PROBLEM REQUIREMENTS — Copy the material that follows word for word and omit its pictures.

RAW DATA —
+ + + +

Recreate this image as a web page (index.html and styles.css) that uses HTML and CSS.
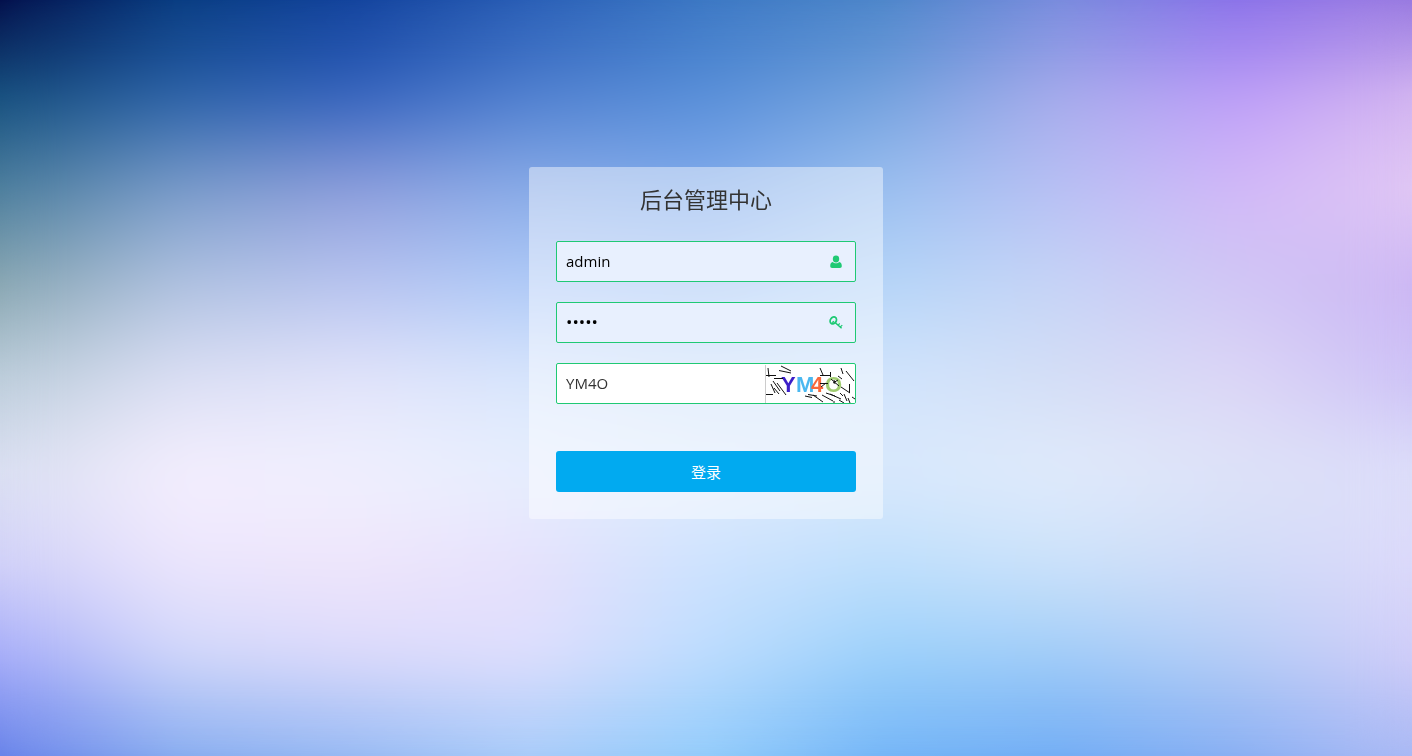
FILE: index.html
```html
<!DOCTYPE html>
<html lang="zh-CN">
<head>
<meta charset="utf-8">
<meta name="viewport" content="width=device-width, initial-scale=1">
<title>后台管理中心</title>
<link rel="stylesheet" href="styles.css">
</head>
<body>
<div class="backdrop" aria-hidden="true">
  <div class="band band-1"></div>
  <div class="band band-2"></div>
  <div class="band band-3"></div>
  <div class="band band-4"></div>
  <div class="band band-5"></div>
  <div class="band band-6"></div>
  <div class="band band-7"></div>
  <div class="band band-8"></div>
  <div class="band band-9"></div>
  <div class="band band-soften"></div>
</div>
<main class="page">
  <form class="login">
    <h1 class="login-title">后台管理中心</h1>
    <div class="field field-filled">
      <input class="field-input" type="text" value="admin" aria-label="用户名">
      <svg class="field-icon" viewBox="0 0 14 14" aria-hidden="true">
        <ellipse cx="7" cy="4" rx="3.2" ry="3.4"/>
        <path d="M3.7 6.9C2 7.2 1.2 8.8 1.2 11.1C1.2 12.4 1.9 13 3.1 13H10.9C12.1 13 12.8 12.4 12.8 11.1C12.8 8.8 12 7.2 10.3 6.9C9.4 7.8 8.3 8.3 7 8.3S4.6 7.8 3.7 6.9Z"/>
      </svg>
    </div>
    <div class="field field-filled">
      <input class="field-input field-input-password" type="password" value="admin" aria-label="密码">
      <svg class="field-icon field-icon-line" viewBox="0 0 14 14" aria-hidden="true">
        <ellipse cx="4.3" cy="4.4" rx="2.9" ry="3.7" transform="rotate(32 4.3 4.4)" stroke-width="1.8"/>
        <path d="M3.2 6.6L5 5.4M6.3 6.7L12.6 12.3" stroke-width="1.5"/>
        <path d="M9 9.1L10.8 7.5M11.2 11L13.3 9.1" stroke-width="1.2"/>
      </svg>
    </div>
    <div class="field">
      <input class="field-input" type="text" value="YM4O" aria-label="验证码">
      <svg class="captcha" viewBox="1 0 89 38" role="img" aria-label="验证码图片">
        <g class="captcha-letters">
          <text class="letter-y" x="16" y="27">Y</text>
          <text class="letter-m" x="31" y="27">M</text>
          <text class="letter-4" x="46" y="27">4</text>
          <text class="letter-o" x="60" y="27">O</text>
        </g>
        <path class="captcha-lines" d="M3 3L4 12M1 10.500H11M9 13.500H18M16 1L26 6M14 5.500L26 8M0 29.500H8M6 19L10 28M8 16L15 26M12 18L21 30M9 23L14 29M55 3L58 10M55 10.500H66M65.500 7V12M76 3L78 9M81 6L89 16M73 11L77 14M84.500 19V28M76 22L85 28M55 18.500H63M56 22L61 18M66 14L74 21M68 18L73 15M69 15L70 19M40 31L47 32.500M43 29.500L52 31M48 30L58 37M57 30L68 36M61 28L70 31M65 29L76 34M69 36V38M75 28L78 31M74 35L79 38M79 29L82 36M83 33L85 38M87 32L90 34"/>
      </svg>
    </div>
    <button class="login-submit" type="button">登录</button>
  </form>
</main>
</body>
</html>
```
FILE: styles.css
```css
* {
  box-sizing: border-box;
}

body {
  margin: 0;
  min-height: 100vh;
  font-family: "Open Sans", "Noto Sans CJK SC", sans-serif;
  font-size: 15px;
  color: #333;
}

/* Colour mesh: each band fades in over the previous one */
.backdrop {
  position: fixed;
  inset: 0;
  z-index: -1;
  display: grid;
}

.band {
  grid-area: 1 / 1;
}

.band-1 {
  background: linear-gradient(to right, #030c48, #063a7e, #10409a, #275cb4, #3a76c2, #4a84c8, #7589dc, #866ee8, #9778e0);
}

.band-2 {
  background: linear-gradient(to right, #15507e, #2b62a8, #3463be, #5080d0, #588fd9, #74a2de, #a8acec, #be9ef8, #d4b6f0);
  mask-image: linear-gradient(transparent 0%, #000 12.5%);
}

.band-3 {
  background: linear-gradient(to right, #4c7e9c, #7a9cca, #8f9edc, #8aace8, #80aaec, #9bc0f0, #b8c0f4, #d2b8f8, #e2c9f4);
  mask-image: linear-gradient(transparent 12.5%, #000 25%);
}

.band-4 {
  background: linear-gradient(to right, #88a6b0, #b0c2e0, #b8c4f0, #b0cbf8, #a8c8f6, #b6d6f8, #c6d4f6, #d0c6f4, #ccb6f4);
  mask-image: linear-gradient(transparent 25%, #000 37.5%);
}

.band-5 {
  background: linear-gradient(to right, #bccdda, #dbdff4, #e2e4fa, #d9e6fc, #cfe2fb, #d2e5fc, #d4def6, #dcd6f6, #cdc2f6);
  mask-image: linear-gradient(transparent 37.5%, #000 50%);
}

.band-6 {
  background: linear-gradient(to right, #dbe0f2, #f5effe, #f0f0fe, #e7effe, #e0ecfd, #d9e9fc, #e1ebfb, #dee3f8, #dddef9);
  mask-image: linear-gradient(transparent 50%, #000 62.5%);
}

.band-7 {
  background: linear-gradient(to right, #cfcff8, #ebe5fc, #efe5fb, #e6e1fc, #cde2fe, #bedffc, #cbe2fa, #d0dbf8, #dcd9fa);
  mask-image: linear-gradient(transparent 62.5%, #000 75%);
}

.band-8 {
  background: linear-gradient(to right, #a2a9f8, #cfd6fa, #dad9fb, #dedefd, #bcdcfe, #9ad0fa, #9ecbf8, #b4ccf6, #d0ccf8);
  mask-image: linear-gradient(transparent 75%, #000 87.5%);
}

.band-9 {
  background: linear-gradient(to right, #6480e8, #80a8ee, #90b6f2, #a2c9f8, #8ecafa, #70b2f6, #6eaaf4, #84acf2, #a8b8f4);
  mask-image: linear-gradient(transparent 87.5%, #000 100%);
}

.band-soften {
  backdrop-filter: blur(28px);
}

.page {
  display: flex;
  justify-content: center;
  padding: 167px 16px 40px;
}

.login {
  display: flex;
  flex-direction: column;
  gap: 20px;
  width: 100%;
  max-width: 354px;
  padding: 12px 27px 27px;
  border-radius: 3px;
  background: rgba(255, 255, 255, 0.45);
}

.login-title {
  margin: 0;
  padding-bottom: 2px;
  font-size: 22px;
  font-weight: 400;
  line-height: 40px;
  text-align: center;
}

.field {
  display: flex;
  align-items: center;
  height: 41px;
  border: 1px solid #1fc974;
  border-radius: 2px;
  background: #fff;
  overflow: hidden;
}

.field-filled {
  background: #e8f0fe;
}

.field-input {
  flex: 1;
  min-width: 0;
  height: 100%;
  padding: 0 9px 2px;
  border: 0;
  outline: 0;
  background: transparent;
  font: inherit;
  color: #333;
}

.field-input-password {
  font-size: 17px;
}

.field-filled .field-input {
  color: #000;
}

.field-icon {
  width: 14px;
  height: 14px;
  margin-right: 12px;
  fill: #1fc974;
}

.field-icon-line {
  fill: none;
  stroke: #1fc974;
}

.captcha {
  flex: none;
  width: 90px;
  height: 38px;
  border-left: 1px solid #ccc;
  background: #fff;
}

.captcha-letters {
  font: bold 22px "Liberation Sans", sans-serif;
}

.letter-y {
  fill: #3c1fc8;
}

.letter-m {
  fill: #4ab8f0;
}

.letter-4 {
  fill: #f8683a;
}

.letter-o {
  fill: #a0cc70;
}

.captcha-lines {
  fill: none;
  stroke: #111;
  stroke-width: 1;
}

.login-submit {
  height: 41px;
  margin-top: 27px;
  border: 0;
  border-radius: 3px;
  background: #01aaf0;
  color: #fff;
  font: inherit;
  cursor: pointer;
}
```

+ + + +

WRITTEN ANSWER —
Recreate this image as a web page (index.html and styles.css) that uses HTML and CSS.
FILE: index.html
```html
<!DOCTYPE html>
<html lang="zh-CN">
<head>
<meta charset="utf-8">
<meta name="viewport" content="width=device-width, initial-scale=1">
<title>后台管理中心</title>
<link rel="stylesheet" href="styles.css">
</head>
<body>
<div class="backdrop" aria-hidden="true">
  <div class="band band-1"></div>
  <div class="band band-2"></div>
  <div class="band band-3"></div>
  <div class="band band-4"></div>
  <div class="band band-5"></div>
  <div class="band band-6"></div>
  <div class="band band-7"></div>
  <div class="band band-8"></div>
  <div class="band band-9"></div>
  <div class="band band-soften"></div>
</div>
<main class="page">
  <form class="login">
    <h1 class="login-title">后台管理中心</h1>
    <div class="field field-filled">
      <input class="field-input" type="text" value="admin" aria-label="用户名">
      <svg class="field-icon" viewBox="0 0 14 14" aria-hidden="true">
        <ellipse cx="7" cy="4" rx="3.2" ry="3.4"/>
        <path d="M3.7 6.9C2 7.2 1.2 8.8 1.2 11.1C1.2 12.4 1.9 13 3.1 13H10.9C12.1 13 12.8 12.4 12.8 11.1C12.8 8.8 12 7.2 10.3 6.9C9.4 7.8 8.3 8.3 7 8.3S4.6 7.8 3.7 6.9Z"/>
      </svg>
    </div>
    <div class="field field-filled">
      <input class="field-input field-input-password" type="password" value="admin" aria-label="密码">
      <svg class="field-icon field-icon-line" viewBox="0 0 14 14" aria-hidden="true">
        <ellipse cx="4.3" cy="4.4" rx="2.9" ry="3.7" transform="rotate(32 4.3 4.4)" stroke-width="1.8"/>
        <path d="M3.2 6.6L5 5.4M6.3 6.7L12.6 12.3" stroke-width="1.5"/>
        <path d="M9 9.1L10.8 7.5M11.2 11L13.3 9.1" stroke-width="1.2"/>
      </svg>
    </div>
    <div class="field">
      <input class="field-input" type="text" value="YM4O" aria-label="验证码">
      <svg class="captcha" viewBox="1 0 89 38" role="img" aria-label="验证码图片">
        <g class="captcha-letters">
          <text class="letter-y" x="16" y="27">Y</text>
          <text class="letter-m" x="31" y="27">M</text>
          <text class="letter-4" x="46" y="27">4</text>
          <text class="letter-o" x="60" y="27">O</text>
        </g>
        <path class="captcha-lines" d="M3 3L4 12M1 10.500H11M9 13.500H18M16 1L26 6M14 5.500L26 8M0 29.500H8M6 19L10 28M8 16L15 26M12 18L21 30M9 23L14 29M55 3L58 10M55 10.500H66M65.500 7V12M76 3L78 9M81 6L89 16M73 11L77 14M84.500 19V28M76 22L85 28M55 18.500H63M56 22L61 18M66 14L74 21M68 18L73 15M69 15L70 19M40 31L47 32.500M43 29.500L52 31M48 30L58 37M57 30L68 36M61 28L70 31M65 29L76 34M69 36V38M75 28L78 31M74 35L79 38M79 29L82 36M83 33L85 38M87 32L90 34"/>
      </svg>
    </div>
    <button class="login-submit" type="button">登录</button>
  </form>
</main>
</body>
</html>
```
FILE: styles.css
```css
* {
  box-sizing: border-box;
}

body {
  margin: 0;
  min-height: 100vh;
  font-family: "Open Sans", "Noto Sans CJK SC", sans-serif;
  font-size: 15px;
  color: #333;
}

/* Colour mesh: each band fades in over the previous one */
.backdrop {
  position: fixed;
  inset: 0;
  z-index: -1;
  display: grid;
}

.band {
  grid-area: 1 / 1;
}

.band-1 {
  background: linear-gradient(to right, #030c48, #063a7e, #10409a, #275cb4, #3a76c2, #4a84c8, #7589dc, #866ee8, #9778e0);
}

.band-2 {
  background: linear-gradient(to right, #15507e, #2b62a8, #3463be, #5080d0, #588fd9, #74a2de, #a8acec, #be9ef8, #d4b6f0);
  mask-image: linear-gradient(transparent 0%, #000 12.5%);
}

.band-3 {
  background: linear-gradient(to right, #4c7e9c, #7a9cca, #8f9edc, #8aace8, #80aaec, #9bc0f0, #b8c0f4, #d2b8f8, #e2c9f4);
  mask-image: linear-gradient(transparent 12.5%, #000 25%);
}

.band-4 {
  background: linear-gradient(to right, #88a6b0, #b0c2e0, #b8c4f0, #b0cbf8, #a8c8f6, #b6d6f8, #c6d4f6, #d0c6f4, #ccb6f4);
  mask-image: linear-gradient(transparent 25%, #000 37.5%);
}

.band-5 {
  background: linear-gradient(to right, #bccdda, #dbdff4, #e2e4fa, #d9e6fc, #cfe2fb, #d2e5fc, #d4def6, #dcd6f6, #cdc2f6);
  mask-image: linear-gradient(transparent 37.5%, #000 50%);
}

.band-6 {
  background: linear-gradient(to right, #dbe0f2, #f5effe, #f0f0fe, #e7effe, #e0ecfd, #d9e9fc, #e1ebfb, #dee3f8, #dddef9);
  mask-image: linear-gradient(transparent 50%, #000 62.5%);
}

.band-7 {
  background: linear-gradient(to right, #cfcff8, #ebe5fc, #efe5fb, #e6e1fc, #cde2fe, #bedffc, #cbe2fa, #d0dbf8, #dcd9fa);
  mask-image: linear-gradient(transparent 62.5%, #000 75%);
}

.band-8 {
  background: linear-gradient(to right, #a2a9f8, #cfd6fa, #dad9fb, #dedefd, #bcdcfe, #9ad0fa, #9ecbf8, #b4ccf6, #d0ccf8);
  mask-image: linear-gradient(transparent 75%, #000 87.5%);
}

.band-9 {
  background: linear-gradient(to right, #6480e8, #80a8ee, #90b6f2, #a2c9f8, #8ecafa, #70b2f6, #6eaaf4, #84acf2, #a8b8f4);
  mask-image: linear-gradient(transparent 87.5%, #000 100%);
}

.band-soften {
  backdrop-filter: blur(28px);
}

.page {
  display: flex;
  justify-content: center;
  padding: 167px 16px 40px;
}

.login {
  display: flex;
  flex-direction: column;
  gap: 20px;
  width: 100%;
  max-width: 354px;
  padding: 12px 27px 27px;
  border-radius: 3px;
  background: rgba(255, 255, 255, 0.45);
}

.login-title {
  margin: 0;
  padding-bottom: 2px;
  font-size: 22px;
  font-weight: 400;
  line-height: 40px;
  text-align: center;
}

.field {
  display: flex;
  align-items: center;
  height: 41px;
  border: 1px solid #1fc974;
  border-radius: 2px;
  background: #fff;
  overflow: hidden;
}

.field-filled {
  background: #e8f0fe;
}

.field-input {
  flex: 1;
  min-width: 0;
  height: 100%;
  padding: 0 9px 2px;
  border: 0;
  outline: 0;
  background: transparent;
  font: inherit;
  color: #333;
}

.field-input-password {
  font-size: 17px;
}

.field-filled .field-input {
  color: #000;
}

.field-icon {
  width: 14px;
  height: 14px;
  margin-right: 12px;
  fill: #1fc974;
}

.field-icon-line {
  fill: none;
  stroke: #1fc974;
}

.captcha {
  flex: none;
  width: 90px;
  height: 38px;
  border-left: 1px solid #ccc;
  background: #fff;
}

.captcha-letters {
  font: bold 22px "Liberation Sans", sans-serif;
}

.letter-y {
  fill: #3c1fc8;
}

.letter-m {
  fill: #4ab8f0;
}

.letter-4 {
  fill: #f8683a;
}

.letter-o {
  fill: #a0cc70;
}

.captcha-lines {
  fill: none;
  stroke: #111;
  stroke-width: 1;
}

.login-submit {
  height: 41px;
  margin-top: 27px;
  border: 0;
  border-radius: 3px;
  background: #01aaf0;
  color: #fff;
  font: inherit;
  cursor: pointer;
}
```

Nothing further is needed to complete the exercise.